Belmont University Research Symposium (BURS)

Publication Date

Spring 3-31-2022

College

Music and Performing Arts, College of

Department

Theatre and Dance, Department of

BURS Faculty Advisor

Dr. James Al-Shamma

Presentation Type

Oral Presentation

Abstract

Euripides’s Medea is a story about a woman’s heart being poisoned with pain and grief. Her pain demands to be felt and her grief demands to be heard. Over time, the grief sours from longing for her own death to longing for the death of others. Medea longs to ease the pain of her grief with an act of revenge. This grief is in response to her husband shattering the beautiful love they once shared.
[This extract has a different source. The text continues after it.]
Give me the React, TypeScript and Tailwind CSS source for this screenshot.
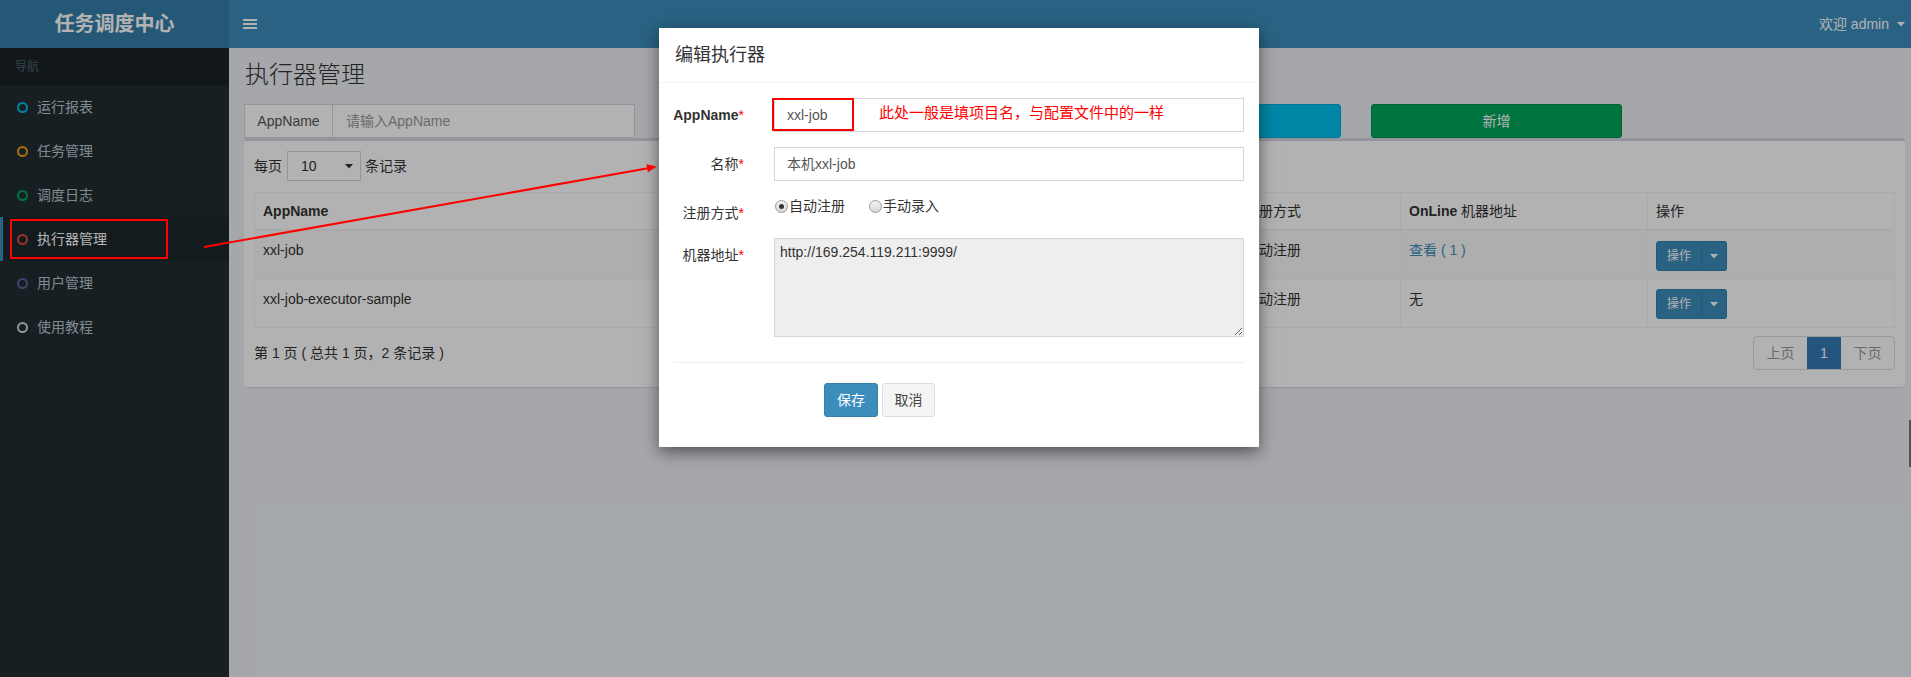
import React from "react";

const menu = [
  { label: "运行报表", color: "border-[#00c0ef]" },
  { label: "任务管理", color: "border-[#f39c12]" },
  { label: "调度日志", color: "border-[#00a65a]" },
  { label: "执行器管理", color: "border-[#dd4b39]", active: true },
  { label: "用户管理", color: "border-[#605ca8]" },
  { label: "使用教程", color: "border-[#d2d6de]" },
];

function Caret({ className }: { className: string }) {
  return (
    <svg width="8" height="5" viewBox="0 0 8 5" className={className}>
      <polygon points="0,0 8,0 4,4.5" fill="currentColor" />
    </svg>
  );
}

function SplitButton() {
  return (
    <div className="inline-flex h-[30px] text-white text-[12px]">
      <div className="w-[46px] flex items-center justify-center bg-[#3c8dbc] border border-[#367fa9] rounded-l-[3px]">
        操作
      </div>
      <div className="w-[25px] flex items-center justify-center bg-[#3c8dbc] border border-l-0 border-[#367fa9] rounded-r-[3px]">
        <Caret className="text-white" />
      </div>
    </div>
  );
}

function Radio({ checked }: { checked?: boolean }) {
  return (
    <span className="w-[13px] h-[13px] rounded-full border border-[#9a9a9a] bg-gradient-to-b from-[#f4f4f4] to-[#d8d8d8] flex items-center justify-center">
      {checked && <span className="w-[5px] h-[5px] rounded-full bg-[#333]" />}
    </span>
  );
}

const cell = "px-[8px] pt-[9px] leading-[20px] align-top border border-[#f4f4f4]";
const head = "px-[8px] py-[8px] leading-[20px] font-normal border border-[#f4f4f4] border-b-2";

export default function App() {
  return (
    <div className="relative w-[1911px] h-[677px] overflow-hidden bg-[#ecf0f5] text-[14px] text-[#333] [font-family:'Liberation_Sans','Noto_Sans_CJK_SC',sans-serif]">
      <div className="flex h-full">
        {/* Sidebar */}
        <div className="w-[229px] flex flex-col shrink-0">
          <div className="h-[48px] bg-[#367fa9] flex items-center justify-center text-white text-[20px] font-bold">
            任务调度中心
          </div>
          <div className="flex-1 bg-[#222d32]">
            <div className="h-[37px] bg-[#1a2226] text-[#4b646f] text-[12px] pl-[15px] flex items-center">
              导航
            </div>
            {menu.map((m) => (
              <div
                key={m.label}
                className={
                  m.active
                    ? "h-[44px] flex items-center pl-[14px] border-l-[3px] border-[#3c8dbc] bg-[#1e282c] text-white"
                    : "h-[44px] flex items-center pl-[17px] text-[#b8c7ce]"
                }
              >
                <span className="w-[20px] flex items-center">
                  <span className={"w-[11px] h-[11px] rounded-full border-2 " + m.color} />
                </span>
                <span>{m.label}</span>
              </div>
            ))}
          </div>
        </div>

        {/* Main */}
        <div className="flex-1 flex flex-col">
          <div className="h-[48px] bg-[#3c8dbc] flex items-center justify-between text-white">
            <svg width="14" height="10" viewBox="0 0 14 10" className="ml-[14px]">
              <rect x="0" y="0" width="14" height="2" fill="white" />
              <rect x="0" y="4" width="14" height="2" fill="white" />
              <rect x="0" y="8" width="14" height="2" fill="white" />
            </svg>
            <div className="flex items-center pr-[8px]">
              <span>欢迎 admin</span>
              <Caret className="ml-[8px] text-white" />
            </div>
          </div>

          <div className="flex-1 pl-[15px] pr-[8px] pt-[14px]">
            <div className="text-[24px] leading-[26px] pl-[1px] font-light text-[#333]">执行器管理</div>
            <div className="flex h-[34px] mt-[16px]">
              <div className="flex w-[391px] border border-[#d2d6de] bg-white">
                <div className="w-[88px] flex items-center justify-center border-r border-[#d2d6de] text-[#555]">
                  AppName
                </div>
                <div className="flex-1 flex items-center pl-[13px] text-[#999]">请输入AppName</div>
              </div>
              <div className="ml-[456px] w-[250px] bg-[#00c0ef] border border-[#00acd6] rounded-[3px]" />
              <div className="ml-[30px] w-[251px] bg-[#00a65a] border border-[#008d4c] rounded-[3px] flex items-center justify-center text-white">
                新增
              </div>
            </div>

            <div className="bg-white border-t-[3px] border-[#d2d6de] rounded-[3px] shadow-[0_1px_1px_rgba(0,0,0,0.1)] px-[10px] pt-[10px] pb-[17px]">
              <div className="flex items-center h-[30px]">
                <span>每页</span>
                <div className="ml-[5px] w-[74px] h-[30px] border border-[#d2d6de] flex items-center justify-between pl-[13px] pr-[7px]">
                  <span>10</span>
                  <Caret className="text-[#333]" />
                </div>
                <span className="ml-[4px]">条记录</span>
              </div>

              <table className="mt-[11px] w-full table-fixed border-collapse border border-[#f4f4f4]">
                <colgroup>
                  <col className="w-[506px]" />
                  <col className="w-[240px]" />
                  <col className="w-[236px]" />
                  <col className="w-[164px]" />
                  <col className="w-[247px]" />
                  <col className="w-[247px]" />
                </colgroup>
                <thead>
                  <tr className="text-left">
                    <th className={head + " !font-bold"}>AppName</th>
                    <th className={head}></th>
                    <th className={head}></th>
                    <th className={head}>注册方式</th>
                    <th className={head}>
                      <span className="font-bold">OnLine</span> 机器地址
                    </th>
                    <th className={head}>操作</th>
                  </tr>
                </thead>
                <tbody>
                  <tr className="bg-[#f9f9f9]">
                    <td className={cell + " pb-[18px]"}>xxl-job</td>
                    <td className={cell}></td>
                    <td className={cell}></td>
                    <td className={cell}>自动注册</td>
                    <td className={cell + " text-[#3c8dbc]"}>查看 ( 1 )</td>
                    <td className="px-[8px] pt-[10px] pb-[8px] align-top border border-[#f4f4f4]">
                      <SplitButton />
                    </td>
                  </tr>
                  <tr>
                    <td className={cell}>xxl-job-executor-sample</td>
                    <td className={cell}></td>
                    <td className={cell}></td>
                    <td className={cell}>自动注册</td>
                    <td className={cell}>无</td>
                    <td className="px-[8px] pt-[9px] pb-[8px] align-top border border-[#f4f4f4]">
                      <SplitButton />
                    </td>
                  </tr>
                </tbody>
              </table>

              <div className="flex items-center justify-between mt-[8px]">
                <span>第 1 页 ( 总共 1 页，2 条记录 )</span>
                <div className="flex h-[34px] border border-[#ddd] rounded-[4px] overflow-hidden text-[#999]">
                  <div className="w-[53px] flex items-center justify-center">上页</div>
                  <div className="w-[34px] flex items-center justify-center bg-[#337ab7] text-white">1</div>
                  <div className="w-[53px] flex items-center justify-center">下页</div>
                </div>
              </div>
            </div>
          </div>
        </div>
      </div>

      {/* Backdrop */}
      <div className="absolute inset-0 bg-black/30" />

      {/* Modal */}
      <div className="absolute left-[659px] top-[28px] w-[600px] bg-white shadow-[0_5px_15px_rgba(0,0,0,0.5)]">
        <div className="h-[55px] px-[16px] flex items-center text-[18px] text-[#333] border-b border-[#f4f4f4]">
          编辑执行器
        </div>
        <div className="px-[15px] pt-[15px] pb-[30px]">
          <div className="-mx-[15px] flex mb-[15px]">
            <div className="w-[100px] pr-[15px] pt-[7px] leading-[20px] text-right font-bold">
              AppName<span className="text-[#f00] font-normal">*</span>
            </div>
            <div className="flex-1 px-[15px]">
              <div className="h-[34px] border border-[#d2d6de] flex items-center pl-[12px] text-[#555]">xxl-job</div>
            </div>
          </div>
          <div className="-mx-[15px] flex mb-[15px]">
            <div className="w-[100px] pr-[15px] pt-[7px] leading-[20px] text-right">
              名称<span className="text-[#f00]">*</span>
            </div>
            <div className="flex-1 px-[15px]">
              <div className="h-[34px] border border-[#d2d6de] flex items-center pl-[12px] text-[#555]">本机xxl-job</div>
            </div>
          </div>
          <div className="-mx-[15px] flex mb-[15px]">
            <div className="w-[100px] pr-[15px] pt-[7px] leading-[20px] text-right">
              注册方式<span className="text-[#f00]">*</span>
            </div>
            <div className="flex-1 px-[15px]">
              <div className="flex items-center h-[20px] pl-[1px]">
                <Radio checked />
                <span className="ml-[1px]">自动注册</span>
                <span className="ml-[24px]">
                  <Radio />
                </span>
                <span className="ml-[1px]">手动录入</span>
              </div>
            </div>
          </div>
          <div className="-mx-[15px] flex">
            <div className="w-[100px] pr-[15px] pt-[7px] leading-[20px] text-right">
              机器地址<span className="text-[#f00]">*</span>
            </div>
            <div className="flex-1 px-[15px]">
              <textarea
                readOnly
                defaultValue="http://169.254.119.211:9999/"
                className="block w-full h-[99px] border border-[#d2d6de] bg-[#eeeeee] px-[5px] pt-[3px] text-[14px] leading-[20px] text-[#333] outline-none resize-y"
              />
            </div>
          </div>
          <div className="mt-[25px] h-px bg-[#eeeeee]" />
          <div className="mt-[20px] flex ml-[150px]">
            <div className="w-[54px] h-[34px] bg-[#3c8dbc] border border-[#367fa9] rounded-[3px] text-white flex items-center justify-center">
              保存
            </div>
            <div className="ml-[4px] w-[53px] h-[34px] bg-[#f4f4f4] border border-[#ddd] rounded-[3px] text-[#444] flex items-center justify-center">
              取消
            </div>
          </div>
        </div>
      </div>

      {/* Right edge bar */}
      <div className="absolute right-0 top-[420px] w-[2px] h-[47px] bg-[#505458]" />

      {/* Annotations */}
      <div className="absolute left-[10px] top-[219px] w-[158px] h-[40px] border-2 border-[#f00]" />
      <div className="absolute left-[772px] top-[98px] w-[82px] h-[33px] border-2 border-[#f00]" />
      <div className="absolute left-[879px] top-[103px] text-[15px] leading-[20px] text-[#f00] whitespace-nowrap">
        此处一般是填项目名，与配置文件中的一样
      </div>
      <svg className="absolute left-0 top-0" width="1911" height="677" viewBox="0 0 1911 677">
        <line x1="204" y1="247" x2="648" y2="168.3" stroke="#f00" strokeWidth="2" />
        <polygon points="657,166.6 647.9,172.2 646.4,164.3" fill="#f00" />
      </svg>
    </div>
  );
}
Consequently, he earns a cruel and devastating punishment—the brutal murder of his second wife, Glauce, her father, Creon, and his two children. In the process of Medea’s bitter conversion from suicidality to homicidality, there is a loss of innocence not only in her as a character, but in the life (or rather, death) of her children, Glauce, and Creon. My costume design concept for Medea explores the transfer of Medea’s anguish to these other characters, as well as Jason, over the course of the play. This is expressed through the increasingly elaborate nature of Medea’s costumes, which is contrasted with the deconstruction of the remaining characters’ costumes.